## Written problem:
Copy out the listing that follows, exact in every word, and skip the images.

## Data lines:
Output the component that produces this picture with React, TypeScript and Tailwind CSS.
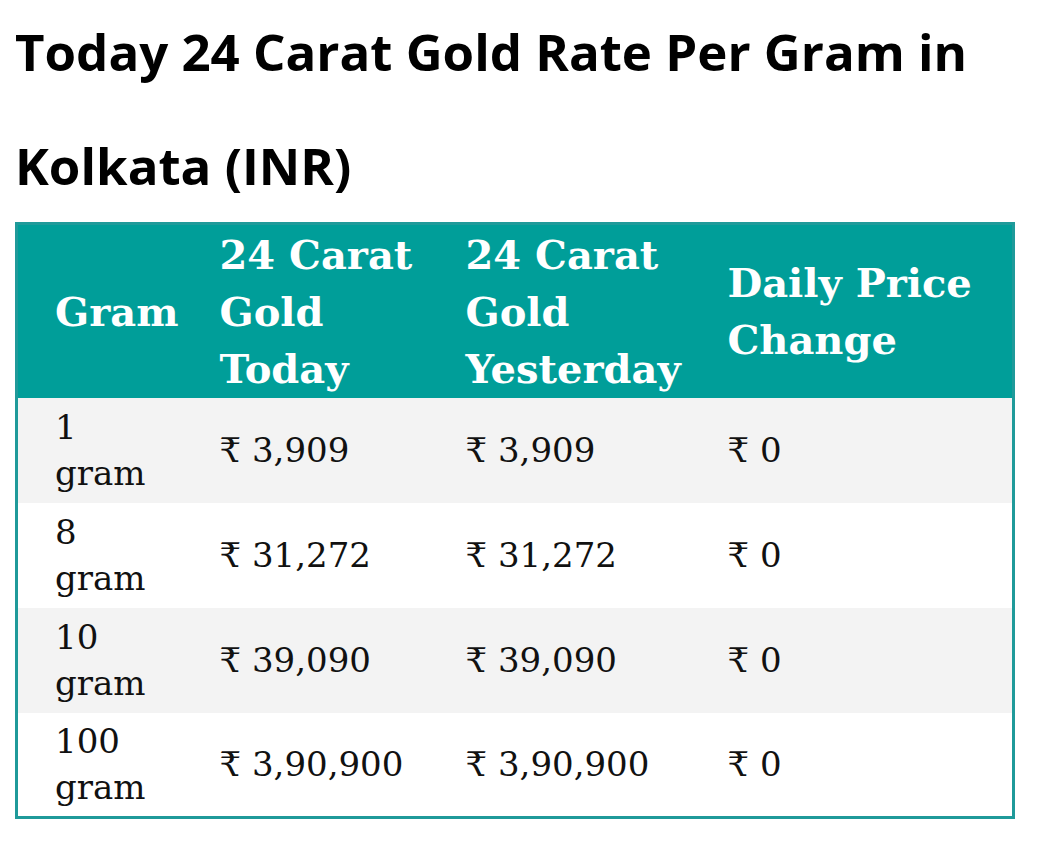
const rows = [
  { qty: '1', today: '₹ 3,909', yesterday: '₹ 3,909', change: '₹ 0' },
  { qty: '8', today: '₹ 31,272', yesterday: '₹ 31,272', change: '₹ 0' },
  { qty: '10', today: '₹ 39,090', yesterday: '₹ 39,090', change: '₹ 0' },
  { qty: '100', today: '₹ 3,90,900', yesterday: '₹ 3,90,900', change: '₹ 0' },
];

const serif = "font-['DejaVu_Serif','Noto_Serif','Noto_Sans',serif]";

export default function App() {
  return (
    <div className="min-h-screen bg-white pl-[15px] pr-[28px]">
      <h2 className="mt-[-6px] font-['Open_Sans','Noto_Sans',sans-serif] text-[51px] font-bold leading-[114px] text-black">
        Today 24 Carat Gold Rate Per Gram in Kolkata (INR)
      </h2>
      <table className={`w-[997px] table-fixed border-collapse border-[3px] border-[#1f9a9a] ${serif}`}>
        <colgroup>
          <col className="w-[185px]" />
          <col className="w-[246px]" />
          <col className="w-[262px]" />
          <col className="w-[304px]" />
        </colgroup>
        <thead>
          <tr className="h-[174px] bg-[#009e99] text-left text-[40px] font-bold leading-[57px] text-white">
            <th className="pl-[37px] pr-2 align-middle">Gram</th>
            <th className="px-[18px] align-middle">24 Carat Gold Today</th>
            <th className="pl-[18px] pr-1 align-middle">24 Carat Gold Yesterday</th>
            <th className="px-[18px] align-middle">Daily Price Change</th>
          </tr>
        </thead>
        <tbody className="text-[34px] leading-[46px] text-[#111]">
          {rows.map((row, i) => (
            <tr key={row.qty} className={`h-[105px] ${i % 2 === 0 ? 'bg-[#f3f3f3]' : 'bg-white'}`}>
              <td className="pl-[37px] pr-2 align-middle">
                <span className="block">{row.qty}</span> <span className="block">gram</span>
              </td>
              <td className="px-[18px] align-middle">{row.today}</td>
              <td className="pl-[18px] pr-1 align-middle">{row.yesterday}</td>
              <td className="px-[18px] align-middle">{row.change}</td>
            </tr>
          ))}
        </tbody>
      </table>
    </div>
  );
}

## Answer to the task:
Output the component that produces this picture with React, TypeScript and Tailwind CSS.
const rows = [
  { qty: '1', today: '₹ 3,909', yesterday: '₹ 3,909', change: '₹ 0' },
  { qty: '8', today: '₹ 31,272', yesterday: '₹ 31,272', change: '₹ 0' },
  { qty: '10', today: '₹ 39,090', yesterday: '₹ 39,090', change: '₹ 0' },
  { qty: '100', today: '₹ 3,90,900', yesterday: '₹ 3,90,900', change: '₹ 0' },
];

const serif = "font-['DejaVu_Serif','Noto_Serif','Noto_Sans',serif]";

export default function App() {
  return (
    <div className="min-h-screen bg-white pl-[15px] pr-[28px]">
      <h2 className="mt-[-6px] font-['Open_Sans','Noto_Sans',sans-serif] text-[51px] font-bold leading-[114px] text-black">
        Today 24 Carat Gold Rate Per Gram in Kolkata (INR)
      </h2>
      <table className={`w-[997px] table-fixed border-collapse border-[3px] border-[#1f9a9a] ${serif}`}>
        <colgroup>
          <col className="w-[185px]" />
          <col className="w-[246px]" />
          <col className="w-[262px]" />
          <col className="w-[304px]" />
        </colgroup>
        <thead>
          <tr className="h-[174px] bg-[#009e99] text-left text-[40px] font-bold leading-[57px] text-white">
            <th className="pl-[37px] pr-2 align-middle">Gram</th>
            <th className="px-[18px] align-middle">24 Carat Gold Today</th>
            <th className="pl-[18px] pr-1 align-middle">24 Carat Gold Yesterday</th>
            <th className="px-[18px] align-middle">Daily Price Change</th>
          </tr>
        </thead>
        <tbody className="text-[34px] leading-[46px] text-[#111]">
          {rows.map((row, i) => (
            <tr key={row.qty} className={`h-[105px] ${i % 2 === 0 ? 'bg-[#f3f3f3]' : 'bg-white'}`}>
              <td className="pl-[37px] pr-2 align-middle">
                <span className="block">{row.qty}</span> <span className="block">gram</span>
              </td>
              <td className="px-[18px] align-middle">{row.today}</td>
              <td className="pl-[18px] pr-1 align-middle">{row.yesterday}</td>
              <td className="px-[18px] align-middle">{row.change}</td>
            </tr>
          ))}
        </tbody>
      </table>
    </div>
  );
}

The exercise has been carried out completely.